- Born: June 12, 1937 (age 89) Baltimore, Maryland, U.S.
- Education: Goucher College (BA) Georgetown University (JD)
- Occupations: Attorney; Lobbyist;
- Known for: Public Citizen

= Joan Claybrook =

American lawyer and lobbyist

Joan Buckler Claybrook (born June 12, 1937) is an American lawyer and lobbyist who was president of Public Citizen from 1982 to 2009. She also served in the Carter administration as head of the National Highway Traffic Safety Administration (NHTSA) from 1977 to 1981.

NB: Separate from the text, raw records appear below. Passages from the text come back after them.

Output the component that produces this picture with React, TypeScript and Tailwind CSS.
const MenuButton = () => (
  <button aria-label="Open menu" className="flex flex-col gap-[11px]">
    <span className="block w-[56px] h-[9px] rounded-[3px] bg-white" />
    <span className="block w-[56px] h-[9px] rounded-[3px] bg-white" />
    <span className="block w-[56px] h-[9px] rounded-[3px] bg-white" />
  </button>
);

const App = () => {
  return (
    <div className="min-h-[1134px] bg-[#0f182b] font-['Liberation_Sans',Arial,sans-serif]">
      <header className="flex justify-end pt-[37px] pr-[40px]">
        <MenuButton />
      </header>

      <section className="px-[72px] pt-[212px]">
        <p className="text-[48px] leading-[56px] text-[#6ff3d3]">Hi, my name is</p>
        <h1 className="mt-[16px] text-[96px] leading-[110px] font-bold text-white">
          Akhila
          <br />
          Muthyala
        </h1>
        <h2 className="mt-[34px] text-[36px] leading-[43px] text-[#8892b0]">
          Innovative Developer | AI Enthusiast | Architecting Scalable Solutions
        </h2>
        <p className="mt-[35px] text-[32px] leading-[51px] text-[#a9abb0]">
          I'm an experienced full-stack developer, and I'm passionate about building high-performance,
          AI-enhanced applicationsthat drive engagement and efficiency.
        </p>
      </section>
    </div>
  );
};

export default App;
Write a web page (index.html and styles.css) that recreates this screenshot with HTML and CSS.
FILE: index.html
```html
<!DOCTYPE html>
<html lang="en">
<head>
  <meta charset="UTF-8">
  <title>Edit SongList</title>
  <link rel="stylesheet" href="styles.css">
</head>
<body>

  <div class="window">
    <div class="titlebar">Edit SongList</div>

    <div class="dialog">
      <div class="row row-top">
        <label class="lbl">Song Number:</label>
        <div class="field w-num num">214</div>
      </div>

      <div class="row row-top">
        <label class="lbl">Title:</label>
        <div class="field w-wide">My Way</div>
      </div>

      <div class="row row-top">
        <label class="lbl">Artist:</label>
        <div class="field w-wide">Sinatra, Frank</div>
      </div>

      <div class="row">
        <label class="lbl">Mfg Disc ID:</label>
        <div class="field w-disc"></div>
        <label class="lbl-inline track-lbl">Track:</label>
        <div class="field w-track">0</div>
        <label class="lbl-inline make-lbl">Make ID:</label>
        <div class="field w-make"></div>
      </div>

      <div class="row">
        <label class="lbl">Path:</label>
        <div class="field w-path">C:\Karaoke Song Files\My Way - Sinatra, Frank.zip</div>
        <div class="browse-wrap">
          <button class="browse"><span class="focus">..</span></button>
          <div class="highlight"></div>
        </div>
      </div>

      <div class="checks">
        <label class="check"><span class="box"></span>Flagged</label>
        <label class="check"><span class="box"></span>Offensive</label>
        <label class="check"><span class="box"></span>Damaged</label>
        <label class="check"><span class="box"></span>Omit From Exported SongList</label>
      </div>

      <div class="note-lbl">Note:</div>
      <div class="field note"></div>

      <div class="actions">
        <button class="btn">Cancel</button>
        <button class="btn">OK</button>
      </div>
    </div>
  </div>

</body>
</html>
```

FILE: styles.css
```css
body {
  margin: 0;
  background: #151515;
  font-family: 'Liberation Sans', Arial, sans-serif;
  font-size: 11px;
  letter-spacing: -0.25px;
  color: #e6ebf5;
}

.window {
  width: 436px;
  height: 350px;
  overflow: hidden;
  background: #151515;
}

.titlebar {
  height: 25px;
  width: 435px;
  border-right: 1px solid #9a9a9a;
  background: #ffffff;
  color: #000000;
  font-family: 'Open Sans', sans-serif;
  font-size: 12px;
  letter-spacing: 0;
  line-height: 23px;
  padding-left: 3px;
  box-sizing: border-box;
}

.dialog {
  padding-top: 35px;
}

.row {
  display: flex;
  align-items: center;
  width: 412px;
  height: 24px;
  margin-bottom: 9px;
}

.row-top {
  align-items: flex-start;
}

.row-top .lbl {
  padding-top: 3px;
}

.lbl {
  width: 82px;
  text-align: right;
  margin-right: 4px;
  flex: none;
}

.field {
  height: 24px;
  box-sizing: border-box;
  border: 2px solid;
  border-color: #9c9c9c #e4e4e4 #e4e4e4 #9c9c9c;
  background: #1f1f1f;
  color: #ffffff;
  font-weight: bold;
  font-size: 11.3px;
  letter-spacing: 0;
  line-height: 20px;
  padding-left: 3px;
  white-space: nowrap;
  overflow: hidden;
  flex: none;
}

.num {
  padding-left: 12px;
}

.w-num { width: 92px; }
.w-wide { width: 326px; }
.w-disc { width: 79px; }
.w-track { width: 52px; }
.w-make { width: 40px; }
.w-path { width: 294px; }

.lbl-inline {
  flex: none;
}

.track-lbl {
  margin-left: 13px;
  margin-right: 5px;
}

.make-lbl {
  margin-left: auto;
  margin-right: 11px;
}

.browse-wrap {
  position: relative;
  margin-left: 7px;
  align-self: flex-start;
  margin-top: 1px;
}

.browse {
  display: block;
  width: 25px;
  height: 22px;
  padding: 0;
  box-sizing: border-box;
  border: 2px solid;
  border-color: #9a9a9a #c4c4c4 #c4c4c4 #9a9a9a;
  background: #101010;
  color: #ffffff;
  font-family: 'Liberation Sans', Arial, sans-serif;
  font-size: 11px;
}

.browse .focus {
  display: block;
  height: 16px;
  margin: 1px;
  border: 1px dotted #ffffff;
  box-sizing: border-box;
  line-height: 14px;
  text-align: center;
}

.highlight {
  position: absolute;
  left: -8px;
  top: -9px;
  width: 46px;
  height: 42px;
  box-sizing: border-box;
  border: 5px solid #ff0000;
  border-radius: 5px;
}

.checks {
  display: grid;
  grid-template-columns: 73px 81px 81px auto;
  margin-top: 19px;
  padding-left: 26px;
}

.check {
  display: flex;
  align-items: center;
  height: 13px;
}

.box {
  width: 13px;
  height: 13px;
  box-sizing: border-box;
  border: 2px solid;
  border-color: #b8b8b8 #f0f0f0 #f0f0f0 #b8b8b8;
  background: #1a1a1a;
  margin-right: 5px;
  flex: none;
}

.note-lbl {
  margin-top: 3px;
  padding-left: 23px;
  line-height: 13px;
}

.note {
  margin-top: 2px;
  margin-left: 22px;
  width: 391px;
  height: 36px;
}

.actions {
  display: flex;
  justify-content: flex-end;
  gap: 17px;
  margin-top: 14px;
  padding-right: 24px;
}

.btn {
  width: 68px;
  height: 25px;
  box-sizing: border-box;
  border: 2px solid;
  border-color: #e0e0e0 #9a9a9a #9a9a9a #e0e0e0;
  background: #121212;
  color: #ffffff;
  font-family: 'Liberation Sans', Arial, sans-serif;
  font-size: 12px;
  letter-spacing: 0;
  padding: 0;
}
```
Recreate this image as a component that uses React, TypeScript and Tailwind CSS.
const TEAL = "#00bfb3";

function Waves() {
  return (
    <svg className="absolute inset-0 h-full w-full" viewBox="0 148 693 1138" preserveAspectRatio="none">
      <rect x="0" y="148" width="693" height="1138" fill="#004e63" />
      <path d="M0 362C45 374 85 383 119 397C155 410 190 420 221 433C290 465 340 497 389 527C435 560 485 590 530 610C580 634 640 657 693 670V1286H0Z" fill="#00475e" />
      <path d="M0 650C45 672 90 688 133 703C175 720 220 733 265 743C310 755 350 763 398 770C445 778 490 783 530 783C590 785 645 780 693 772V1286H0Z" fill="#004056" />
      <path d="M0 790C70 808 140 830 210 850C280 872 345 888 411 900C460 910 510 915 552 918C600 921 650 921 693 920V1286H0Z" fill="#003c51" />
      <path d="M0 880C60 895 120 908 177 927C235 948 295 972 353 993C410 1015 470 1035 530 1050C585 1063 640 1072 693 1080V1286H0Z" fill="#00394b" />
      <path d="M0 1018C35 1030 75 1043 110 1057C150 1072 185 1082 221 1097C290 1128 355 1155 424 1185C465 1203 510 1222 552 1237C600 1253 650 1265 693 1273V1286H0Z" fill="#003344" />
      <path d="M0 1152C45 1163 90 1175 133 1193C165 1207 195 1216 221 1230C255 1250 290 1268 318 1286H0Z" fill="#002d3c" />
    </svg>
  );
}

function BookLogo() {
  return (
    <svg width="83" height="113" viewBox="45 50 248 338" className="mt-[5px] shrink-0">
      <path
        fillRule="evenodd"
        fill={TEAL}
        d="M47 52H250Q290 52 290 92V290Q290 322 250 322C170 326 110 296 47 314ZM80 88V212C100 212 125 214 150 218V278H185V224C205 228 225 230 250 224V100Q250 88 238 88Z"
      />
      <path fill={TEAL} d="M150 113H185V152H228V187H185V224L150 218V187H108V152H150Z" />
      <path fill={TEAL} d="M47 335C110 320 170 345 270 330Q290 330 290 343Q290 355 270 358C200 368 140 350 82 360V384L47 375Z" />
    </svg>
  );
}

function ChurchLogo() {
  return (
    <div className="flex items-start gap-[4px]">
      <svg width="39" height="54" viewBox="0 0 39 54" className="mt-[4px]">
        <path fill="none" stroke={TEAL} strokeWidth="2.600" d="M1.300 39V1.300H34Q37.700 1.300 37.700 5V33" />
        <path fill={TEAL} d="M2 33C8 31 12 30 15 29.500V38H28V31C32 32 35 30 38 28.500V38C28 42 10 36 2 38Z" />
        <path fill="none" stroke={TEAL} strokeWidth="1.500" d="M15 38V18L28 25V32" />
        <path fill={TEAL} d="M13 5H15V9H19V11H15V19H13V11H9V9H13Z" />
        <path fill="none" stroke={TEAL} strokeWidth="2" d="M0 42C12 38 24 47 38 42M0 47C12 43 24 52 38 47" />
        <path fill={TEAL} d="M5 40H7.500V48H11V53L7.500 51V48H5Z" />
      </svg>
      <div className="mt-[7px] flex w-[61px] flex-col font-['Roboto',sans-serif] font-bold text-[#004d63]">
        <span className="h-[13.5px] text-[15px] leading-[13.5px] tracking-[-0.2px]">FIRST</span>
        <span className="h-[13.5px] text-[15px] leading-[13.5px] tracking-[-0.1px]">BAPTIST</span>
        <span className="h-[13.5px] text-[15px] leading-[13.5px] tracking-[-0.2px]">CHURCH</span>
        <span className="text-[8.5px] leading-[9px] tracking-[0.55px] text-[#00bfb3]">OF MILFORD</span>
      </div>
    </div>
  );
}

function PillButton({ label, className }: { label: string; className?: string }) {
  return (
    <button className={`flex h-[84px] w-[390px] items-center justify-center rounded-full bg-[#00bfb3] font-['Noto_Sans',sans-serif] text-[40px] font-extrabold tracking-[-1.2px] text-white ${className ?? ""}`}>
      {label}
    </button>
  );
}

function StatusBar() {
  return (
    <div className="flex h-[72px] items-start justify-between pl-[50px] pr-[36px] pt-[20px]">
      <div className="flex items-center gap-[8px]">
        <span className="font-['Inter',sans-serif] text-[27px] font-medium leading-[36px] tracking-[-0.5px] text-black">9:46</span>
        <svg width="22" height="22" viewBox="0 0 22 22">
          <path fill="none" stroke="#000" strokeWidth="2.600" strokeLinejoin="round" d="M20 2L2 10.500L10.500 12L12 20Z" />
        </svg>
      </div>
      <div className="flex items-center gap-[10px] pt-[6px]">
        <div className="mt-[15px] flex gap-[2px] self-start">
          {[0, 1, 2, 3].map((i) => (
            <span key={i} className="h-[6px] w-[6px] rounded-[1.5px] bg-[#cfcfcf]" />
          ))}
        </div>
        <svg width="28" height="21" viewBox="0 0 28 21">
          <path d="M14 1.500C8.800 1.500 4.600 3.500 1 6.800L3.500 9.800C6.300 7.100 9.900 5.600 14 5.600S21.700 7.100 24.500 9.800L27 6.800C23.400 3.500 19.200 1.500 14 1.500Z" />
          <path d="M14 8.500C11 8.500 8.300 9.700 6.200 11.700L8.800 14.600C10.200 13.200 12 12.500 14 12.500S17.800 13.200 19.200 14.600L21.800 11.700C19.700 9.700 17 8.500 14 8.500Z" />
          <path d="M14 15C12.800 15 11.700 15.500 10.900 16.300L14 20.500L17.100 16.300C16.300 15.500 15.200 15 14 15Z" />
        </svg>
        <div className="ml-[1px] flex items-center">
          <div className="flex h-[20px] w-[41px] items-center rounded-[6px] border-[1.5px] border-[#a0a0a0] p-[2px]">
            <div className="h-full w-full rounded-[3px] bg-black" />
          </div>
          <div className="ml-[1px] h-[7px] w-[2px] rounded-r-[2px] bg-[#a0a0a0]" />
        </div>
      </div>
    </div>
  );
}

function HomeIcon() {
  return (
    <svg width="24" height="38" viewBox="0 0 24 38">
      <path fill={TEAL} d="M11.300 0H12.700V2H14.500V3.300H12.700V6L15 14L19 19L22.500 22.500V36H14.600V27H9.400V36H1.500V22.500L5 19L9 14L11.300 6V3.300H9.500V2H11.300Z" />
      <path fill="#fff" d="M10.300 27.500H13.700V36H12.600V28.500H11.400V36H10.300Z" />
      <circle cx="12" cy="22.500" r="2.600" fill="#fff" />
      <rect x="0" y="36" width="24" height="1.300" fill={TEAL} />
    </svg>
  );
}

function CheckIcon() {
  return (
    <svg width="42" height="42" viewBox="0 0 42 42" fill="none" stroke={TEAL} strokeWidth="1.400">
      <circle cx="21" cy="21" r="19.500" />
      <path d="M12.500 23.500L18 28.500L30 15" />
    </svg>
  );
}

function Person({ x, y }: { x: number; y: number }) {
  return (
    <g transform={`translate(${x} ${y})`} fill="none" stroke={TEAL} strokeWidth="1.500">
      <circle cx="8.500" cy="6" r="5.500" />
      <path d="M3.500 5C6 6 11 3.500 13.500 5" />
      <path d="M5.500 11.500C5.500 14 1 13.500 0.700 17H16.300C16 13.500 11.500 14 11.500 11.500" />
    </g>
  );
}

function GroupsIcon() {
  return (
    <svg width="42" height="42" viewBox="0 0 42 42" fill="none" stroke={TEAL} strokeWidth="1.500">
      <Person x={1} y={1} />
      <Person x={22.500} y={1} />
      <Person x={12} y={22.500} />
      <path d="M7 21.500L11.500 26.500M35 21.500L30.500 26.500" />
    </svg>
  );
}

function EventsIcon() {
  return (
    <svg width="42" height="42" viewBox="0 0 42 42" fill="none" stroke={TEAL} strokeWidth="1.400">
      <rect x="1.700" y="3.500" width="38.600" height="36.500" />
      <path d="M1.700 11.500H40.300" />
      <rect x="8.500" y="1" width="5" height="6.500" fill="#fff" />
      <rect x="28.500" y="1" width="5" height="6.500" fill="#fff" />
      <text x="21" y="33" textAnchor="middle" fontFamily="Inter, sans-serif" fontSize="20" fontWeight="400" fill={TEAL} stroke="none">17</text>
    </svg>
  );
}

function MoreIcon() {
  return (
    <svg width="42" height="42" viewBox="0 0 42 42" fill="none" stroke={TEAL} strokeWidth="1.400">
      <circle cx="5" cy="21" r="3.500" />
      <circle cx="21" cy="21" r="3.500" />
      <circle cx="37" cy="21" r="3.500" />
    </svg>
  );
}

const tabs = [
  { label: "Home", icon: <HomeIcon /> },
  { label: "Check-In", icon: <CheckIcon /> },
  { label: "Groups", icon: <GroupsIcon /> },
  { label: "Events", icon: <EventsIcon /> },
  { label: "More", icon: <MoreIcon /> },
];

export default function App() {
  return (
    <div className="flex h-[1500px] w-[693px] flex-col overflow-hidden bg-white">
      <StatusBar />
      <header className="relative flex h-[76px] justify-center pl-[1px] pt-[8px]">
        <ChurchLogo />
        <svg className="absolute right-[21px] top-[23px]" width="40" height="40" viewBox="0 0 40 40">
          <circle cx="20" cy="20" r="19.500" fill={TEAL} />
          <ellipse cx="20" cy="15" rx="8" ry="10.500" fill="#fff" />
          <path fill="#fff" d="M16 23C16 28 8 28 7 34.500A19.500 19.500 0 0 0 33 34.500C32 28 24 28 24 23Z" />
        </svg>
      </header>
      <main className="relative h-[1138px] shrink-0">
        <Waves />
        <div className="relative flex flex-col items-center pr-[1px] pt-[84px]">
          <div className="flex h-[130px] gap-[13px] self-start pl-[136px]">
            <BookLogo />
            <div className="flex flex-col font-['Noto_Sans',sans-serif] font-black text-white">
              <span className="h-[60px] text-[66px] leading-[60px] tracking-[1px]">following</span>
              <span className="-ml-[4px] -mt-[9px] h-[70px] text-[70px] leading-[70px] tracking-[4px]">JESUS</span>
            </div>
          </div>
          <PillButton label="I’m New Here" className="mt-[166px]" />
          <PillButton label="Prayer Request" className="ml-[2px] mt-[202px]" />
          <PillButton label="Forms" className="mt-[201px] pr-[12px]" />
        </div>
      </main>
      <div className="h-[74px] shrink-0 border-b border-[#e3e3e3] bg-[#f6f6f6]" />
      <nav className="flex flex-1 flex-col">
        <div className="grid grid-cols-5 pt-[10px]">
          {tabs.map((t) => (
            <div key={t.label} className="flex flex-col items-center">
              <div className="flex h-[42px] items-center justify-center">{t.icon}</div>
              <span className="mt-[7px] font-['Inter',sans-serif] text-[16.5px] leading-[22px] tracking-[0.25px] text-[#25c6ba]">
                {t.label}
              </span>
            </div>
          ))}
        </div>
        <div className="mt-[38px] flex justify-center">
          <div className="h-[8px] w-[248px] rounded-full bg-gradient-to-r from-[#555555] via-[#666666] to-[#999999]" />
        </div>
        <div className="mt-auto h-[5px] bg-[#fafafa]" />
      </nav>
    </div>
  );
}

== Early life, education, and early career ==
Claybrook was born and raised in Baltimore, Maryland. She attended Goucher College, graduating with a bachelor's degree in 1959. In 1973, she earned a J.D. degree from Georgetown University Law Center. Between college and law school, she worked in the congressional liaison's office at the Social Security Administration for six years before moving to Washington, D.C., in 1965 to complete a fellowship with the American Political Science Association. She also briefly worked as a staffer for Senator Walter F. Mondale.

== Career ==
In 1977, Claybrook was appointed by President Jimmy Carter to head the then 10-year-old National Highway Traffic Safety Administration. Prior to her time with NHTSA, Claybrook ran Congress Watch, worked for the Public Interest Research Group (PIRG), the National Traffic Safety Bureau, the Social Security Administration, the Department of Health, Education, and Welfare. During her early years in Washington, D.C., she met Ralph Nader while advocating for improving highway and auto safety. In 1966, she lobbied with Nader for the successful passage of the nation's first auto safety laws: the National Traffic and Motor Vehicle Safety Act and the Highway Safety Act. She was also involved in efforts for stricter automobile regulations. Some of these rules, such as her mandate that speedometers read no higher than 85 miles per hour, proved unpopular with U.S. car owners and were later overturned. Claybrook was also a prominent advocate for the use of airbags in automobiles.

== Board service ==
Claybrook currently serves on Georgetown University Law Center's board of visitors. She also holds positions on the boards of Consumers Union, Citizens for Tax Justice, Public Justice, Advocates for Highway and Auto Safety, the Goucher College board of trustees, and the California Wellness Foundation advisory board.